TASK OBJECTIVE: Only lines holding the string "styles" are wanted; copy each one from the material.

(Rows from a dataset of pages and code)
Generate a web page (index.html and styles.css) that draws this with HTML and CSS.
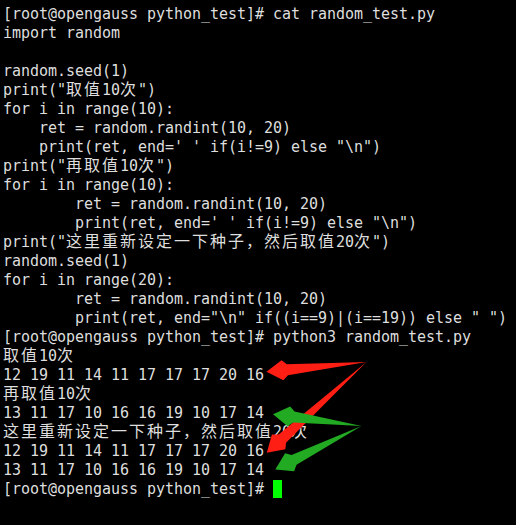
FILE: index.html
```html
<!DOCTYPE html>
<html lang="zh">
<head>
<meta charset="utf-8">
<title>python_test</title>
<link rel="stylesheet" href="styles.css">
</head>
<body>
<div class="term">
<pre class="screen">[root@opengauss python_test]# cat random_test.py
import random

random.seed(1)
print("<span class="cjk">取值</span>10<span class="cjk">次</span>")
for i in range(10):
    ret = random.randint(10, 20)
    print(ret, end=' ' if(i!=9) else "\n")
print("<span class="cjk">再取值</span>10<span class="cjk">次</span>")
for i in range(10):
        ret = random.randint(10, 20)
        print(ret, end=' ' if(i!=9) else "\n")
print("<span class="cjk">这里重新设定一下种子，然后取值</span>20<span class="cjk">次</span>")
random.seed(1)
for i in range(20):
        ret = random.randint(10, 20)
        print(ret, end="\n" if((i==9)|(i==19)) else " ")
[root@opengauss python_test]# python3 random_test.py
<span class="cjk">取值</span>10<span class="cjk">次</span>
12 19 11 14 11 17 17 17 20 16
<span class="cjk">再取值</span>10<span class="cjk">次</span>
13 11 17 10 16 16 19 10 17 14
<span class="cjk">这里重新设定一下种子，然后取值</span>20<span class="cjk">次</span>
12 19 11 14 11 17 17 17 20 16
13 11 17 10 16 16 19 10 17 14
[root@opengauss python_test]# <span class="cursor"></span></pre>
<svg class="marks" width="516" height="525" viewBox="0 0 516 525" xmlns="http://www.w3.org/2000/svg">
  <polygon class="red" points="366.5,362 286.86,364.28 281.45,360.29 266.5,371.8 283.4,380.19 287.94,375.22"/>
  <polygon class="red" points="366.5,362 278.63,434.5 271.9,434.53 266.8,452.7 285.36,449.33 286.03,442.64"/>
  <polygon class="green" points="361.5,426 294.53,411.6 290.17,406.49 273,414.3 287.55,426.31 293.09,422.5"/>
  <polygon class="green" points="361.5,426 291.59,455.05 285.09,453.27 275.3,469.4 294.09,471.13 296.53,464.87"/>
</svg>
</div>
</body>
</html>
```
FILE: styles.css
```css
html, body {
  margin: 0;
  padding: 0;
  background: #000;
}
.term {
  position: relative;
  width: 516px;
  height: 525px;
  overflow: hidden;
  background: #000;
}
.screen {
  margin: 0;
  padding: 5px 0 0 3px;
  font-family: "DejaVu Sans Mono", "Liberation Mono", monospace;
  font-size: 15px;
  letter-spacing: -0.03px;
  line-height: 19px;
  color: #dedede;
  white-space: pre;
}
.cjk {
  font-family: "Noto Sans CJK SC", "DejaVu Sans", sans-serif;
  font-size: 16px;
  letter-spacing: 2px;
  line-height: 0;
}
.cursor {
  display: inline-block;
  width: 9px;
  height: 18px;
  background: #00ff00;
  vertical-align: top;
}
.marks {
  position: absolute;
  left: 0;
  top: 0;
  pointer-events: none;
}
.red {
  fill: #ff1e14;
}
.green {
  fill: #22aa22;
}
```
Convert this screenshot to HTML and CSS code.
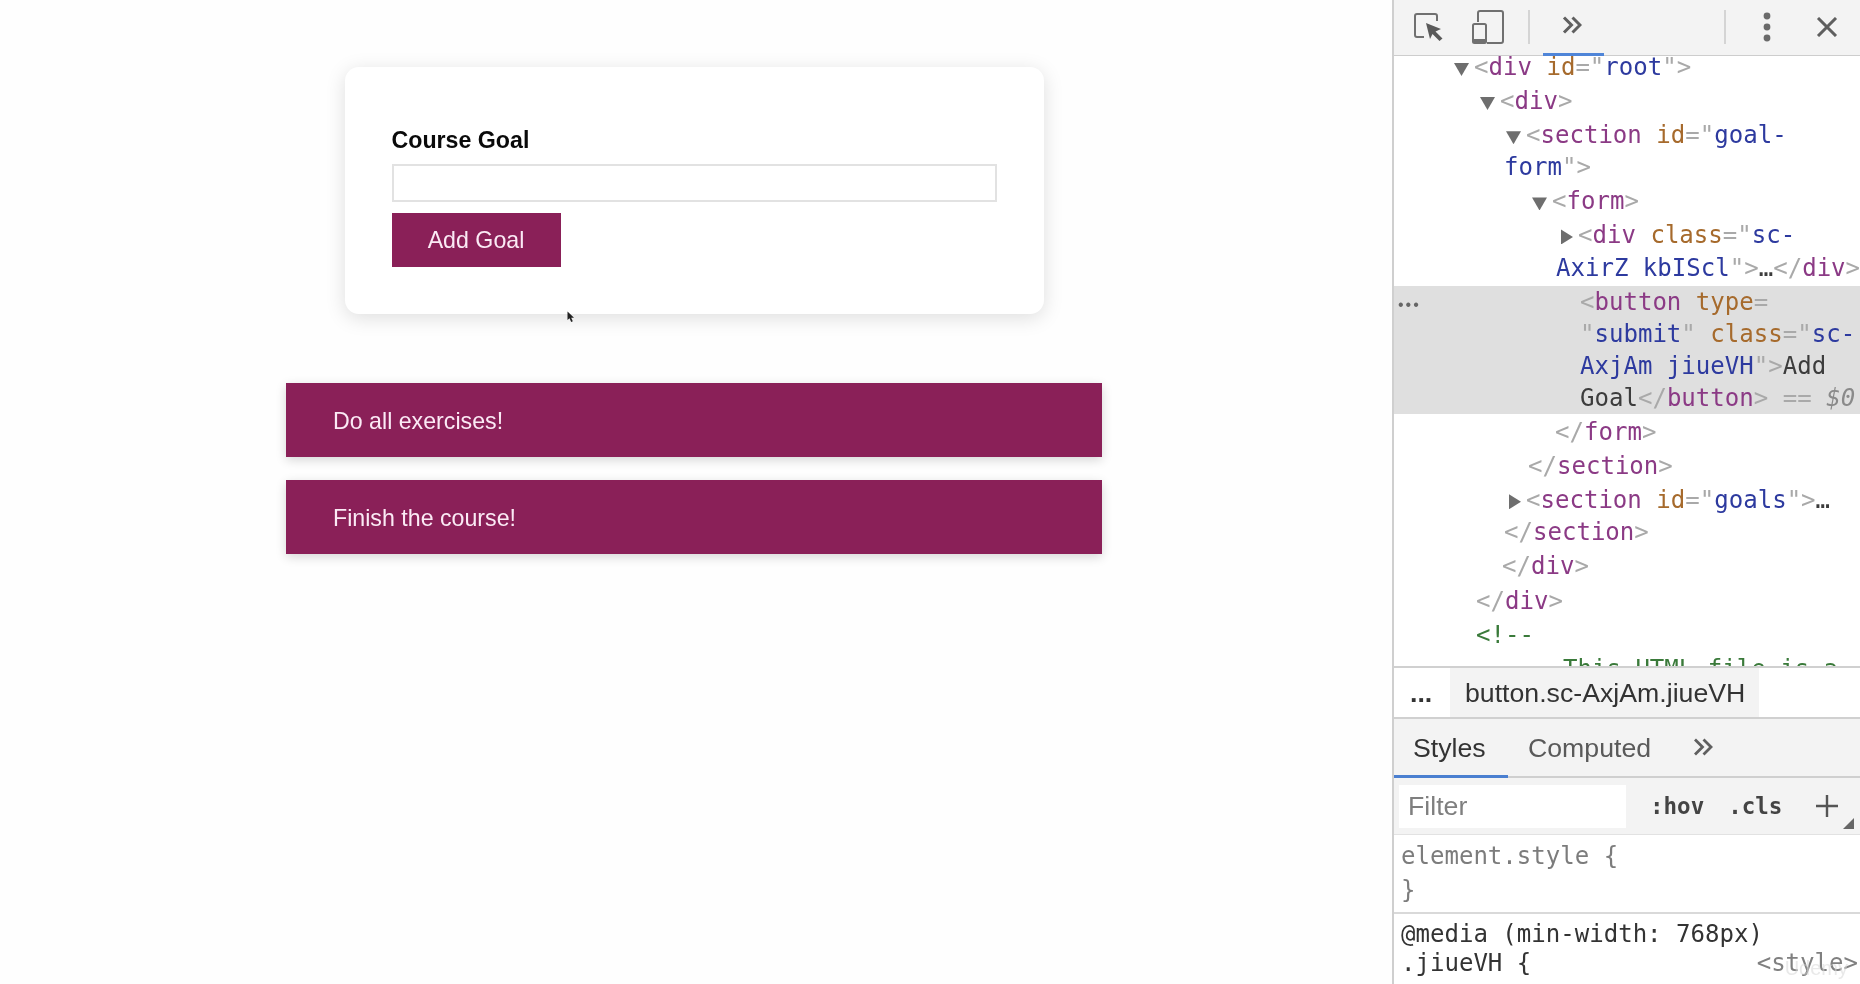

THE COMPLETED TASK:
Generate a web page (index.html and styles.css) that draws this with HTML and CSS.
<link rel="stylesheet" href="styles.css">
FILE: styles.css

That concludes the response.